The FIA, Formula One’s main controlling body, has approved the use of new 1.6-litre V6 turbo engines from the 2014 F1 season onwards. The new engines replace the current naturally aspirated 2.4-litre V8. Last week French supplier Renault became the first engine manufacturer to show its hand in this regard.
The Renault power unit disperses about 560kW in total and uses energy recovery systems that contribute to that total. Only about 440kW of the total comes from the V6 itself.
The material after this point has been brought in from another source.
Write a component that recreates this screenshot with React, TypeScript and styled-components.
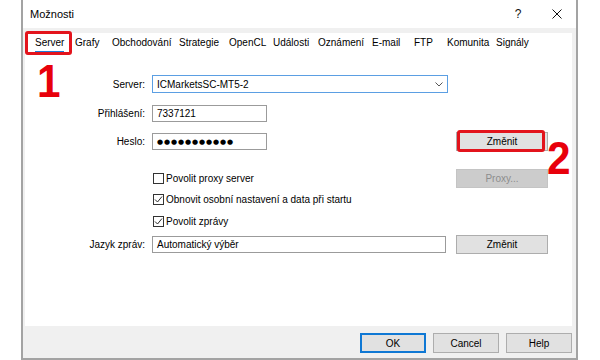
import React from "react";
import styled, { createGlobalStyle, css } from "styled-components";

const Global = createGlobalStyle`
  html, body { margin: 0; padding: 0; background: #fff; }
  body {
    font-family: "Liberation Sans", Arial, sans-serif;
    font-size: 10px;
    color: #000;
  }
  * { box-sizing: border-box; }
`;

const Page = styled.div`
  width: 600px;
  height: 360px;
  overflow: hidden;
  background: #fff;
  padding-left: 21px;
`;

const Window = styled.div`
  width: 557px;
  height: 360px;
  border: 2px solid #a3a3a3;
  border-top: none;
  background: #f0f0f0;
  display: flex;
  flex-direction: column;
`;

const TitleBar = styled.div`
  height: 28px;
  flex-shrink: 0;
  background: #fff;
  display: flex;
  align-items: center;
  padding-left: 7px;
`;

const Title = styled.span`
  flex: 1;
  font-size: 11px;
  color: #000;
`;

const CaptionButton = styled.div<{ $w: number }>`
  width: ${(p) => p.$w}px;
  height: 28px;
  display: flex;
  align-items: center;
  justify-content: center;
  font-size: 12px;
  color: #111;
`;

const Body = styled.div`
  flex: 1;
  display: flex;
  flex-direction: column;
  padding: 5px 4px 0 2px;
`;

const Panel = styled.div`
  height: 293px;
  flex-shrink: 0;
  background: #fff;
  position: relative;
`;

const TabStrip = styled.div`
  height: 22px;
  display: flex;
  align-items: flex-start;
  padding: 4px 0 0 10px;
`;

const Tab = styled.div<{ $w: number }>`
  width: ${(p) => p.$w}px;
  flex-shrink: 0;
  white-space: nowrap;
`;

const TabLabel = styled.span<{ $active?: boolean }>`
  display: inline-block;
  line-height: 12px;
  padding-bottom: 2px;
  border-bottom: 2px solid ${(p) => (p.$active ? "#1f7bd6" : "transparent")};
  color: #000;
`;

const Highlight = styled.div<{ $l: number; $t: number; $w: number; $h: number }>`
  position: absolute;
  left: ${(p) => p.$l}px;
  top: ${(p) => p.$t}px;
  width: ${(p) => p.$w}px;
  height: ${(p) => p.$h}px;
  border: 3px solid #e3141c;
  border-radius: 3px;
  pointer-events: none;
`;

const Marker = styled.div<{ $l: number; $t: number }>`
  position: absolute;
  left: ${(p) => p.$l}px;
  top: ${(p) => p.$t}px;
  font-family: "Liberation Sans", Arial, sans-serif;
  font-weight: 700;
  font-size: 47px;
  line-height: 46px;
  color: #e8000b;
  transform: scaleX(0.9);
  transform-origin: left top;
`;

const Row = styled.div<{ $mt: number; $h: number }>`
  display: grid;
  grid-template-columns: 127px 304px 92px;
  align-items: center;
  margin-top: ${(p) => p.$mt}px;
  height: ${(p) => p.$h}px;
`;

const Label = styled.div`
  text-align: right;
  padding-right: 7px;
  color: #000;
  white-space: nowrap;
`;

const Field = styled.div<{ $w: number; $h: number; $focus?: boolean }>`
  width: ${(p) => p.$w}px;
  height: ${(p) => p.$h}px;
  border: 1px solid ${(p) => (p.$focus ? "#5b9fe3" : "#9b9b9b")};
  background: #fff;
  display: flex;
  align-items: center;
  padding: 0 4px;
  color: #000;
  white-space: nowrap;
`;

const FieldText = styled.span`
  flex: 1;
`;

const Dots = styled.span`
  font-family: "DejaVu Sans", sans-serif;
  font-size: 7px;
  letter-spacing: 0.9px;
  color: #000;
`;

const CheckRow = styled.label`
  display: flex;
  align-items: center;
  gap: 2px;
  padding-left: 1px;
  white-space: nowrap;
`;

const Box = styled.span`
  width: 11px;
  height: 11px;
  border: 1px solid #333;
  background: #fff;
  display: inline-flex;
  align-items: center;
  justify-content: center;
`;

const ButtonWrap = styled.div`
  position: relative;
  width: 92px;
`;

const Button = styled.div<{ $w: number; $h: number; $kind?: "default" | "disabled" | "primary" }>`
  width: ${(p) => p.$w}px;
  height: ${(p) => p.$h}px;
  display: flex;
  align-items: center;
  justify-content: center;
  background: #e1e1e1;
  border: 1px solid #adadad;
  color: #000;
  ${(p) =>
    p.$kind === "disabled" &&
    css`
      background: #cccccc;
      border-color: #c4c4c4;
      color: #8c8c8c;
    `}
  ${(p) =>
    p.$kind === "primary" &&
    css`
      border-color: #0f78d4;
      box-shadow: inset 0 0 0 1px #0f78d4;
    `}
`;

const Footer = styled.div`
  height: 32px;
  display: flex;
  justify-content: flex-end;
  align-items: flex-start;
  gap: 7px;
  padding-top: 7px;
`;

const Check = () => (
  <svg width="9" height="9" viewBox="0 0 9 9">
    <path d="M1 4.5 L3.5 7 L8 1.5" fill="none" stroke="#2b2b2b" strokeWidth="1" />
  </svg>
);

const tabs: [string, number][] = [
  ["Server", 40],
  ["Grafy", 37],
  ["Obchodování", 67],
  ["Strategie", 50],
  ["OpenCL", 44],
  ["Události", 45],
  ["Oznámení", 54],
  ["E-mail", 42],
  ["FTP", 33],
  ["Komunita", 49],
  ["Signály", 50],
];

export default function App() {
  return (
    <>
      <Global />
      <Page>
        <Window>
          <TitleBar>
            <Title>Možnosti</Title>
            <CaptionButton $w={40}>?</CaptionButton>
            <CaptionButton $w={38}>
              <svg width="10" height="10" viewBox="0 0 10 10">
                <path d="M0.5 0.5 L9.5 9.5 M9.5 0.5 L0.5 9.5" stroke="#111" strokeWidth="1" />
              </svg>
            </CaptionButton>
          </TitleBar>
          <Body>
            <Panel>
              <TabStrip>
                {tabs.map(([name, w], i) => (
                  <Tab key={name} $w={w}>
                    <TabLabel $active={i === 0}>{name}</TabLabel>
                  </Tab>
                ))}
              </TabStrip>
              <Highlight $l={0} $t={-2} $w={47} $h={24} />
              <Marker $l={12} $t={25}>1</Marker>

              <Row $mt={20} $h={18}>
                <Label>Server:</Label>
                <Field $w={296} $h={18} $focus>
                  <FieldText>ICMarketsSC-MT5-2</FieldText>
                  <svg width="8" height="5" viewBox="0 0 8 5">
                    <path d="M0.5 0.5 L4 4 L7.5 0.5" fill="none" stroke="#555" strokeWidth="1" />
                  </svg>
                </Field>
              </Row>

              <Row $mt={12} $h={17}>
                <Label>Přihlášení:</Label>
                <Field $w={115} $h={17}>
                  <FieldText>7337121</FieldText>
                </Field>
              </Row>

              <Row $mt={10} $h={19}>
                <Label>Heslo:</Label>
                <Field $w={115} $h={17}>
                  <Dots>●●●●●●●●●●●</Dots>
                </Field>
                <ButtonWrap>
                  <Button $w={92} $h={19}>Změnit</Button>
                  <Highlight $l={1} $t={-2} $w={88} $h={22} />
                  <Marker $l={91} $t={3}>2</Marker>
                </ButtonWrap>
              </Row>

              <Row $mt={18} $h={19}>
                <span />
                <CheckRow>
                  <Box />
                  Povolit proxy server
                </CheckRow>
                <Button $w={92} $h={19} $kind="disabled">
                  Proxy...
                </Button>
              </Row>

              <Row $mt={2} $h={18}>
                <span />
                <CheckRow>
                  <Box>
                    <Check />
                  </Box>
                  Obnovit osobní nastavení a data při startu
                </CheckRow>
              </Row>

              <Row $mt={4} $h={18}>
                <span />
                <CheckRow>
                  <Box>
                    <Check />
                  </Box>
                  Povolit zprávy
                </CheckRow>
              </Row>

              <Row $mt={5} $h={19}>
                <Label>Jazyk zpráv:</Label>
                <Field $w={294} $h={17}>
                  <FieldText>Automatický výběr</FieldText>
                </Field>
                <Button $w={92} $h={19}>Změnit</Button>
              </Row>
            </Panel>
            <Footer>
              <Button $w={66} $h={20} $kind="primary">
                OK
              </Button>
              <Button $w={66} $h={20}>Cancel</Button>
              <Button $w={66} $h={20}>Help</Button>
            </Footer>
          </Body>
        </Window>
      </Page>
    </>
  );
}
The rest (120kW) is derived from these recovery systems, including an updated KERS.
While to the untrained eye it may appear that 560kW is stunning from essentially the same size engine as a MINI Cooper or Mercedes-Benz C180, the trick here is these engines are not built to last as long as normal cars’. Therefore even though Renault’s F1 1.6 V6 turbo will rev up to 15 000rpm, it cannot even begin to compete with Renault’s everyday 1.6-litre turbo for of longevity. The latter should stay with the car for well over 300 000km if taken care of properly. On the other hand, the F1 motor will only be able to last about 6 to 8 races at a time. Drivers are to be limited to 5 engines per year from 2014. At the same time, fuel efficiency must improve by up to 35% compared with the current 2.4-litre V8s as the cars will only be allowed 100kg of fuel per race.
Among the teams who are currently supplied with Renault engines are Red Bull, Caterham, Lotus and Williams.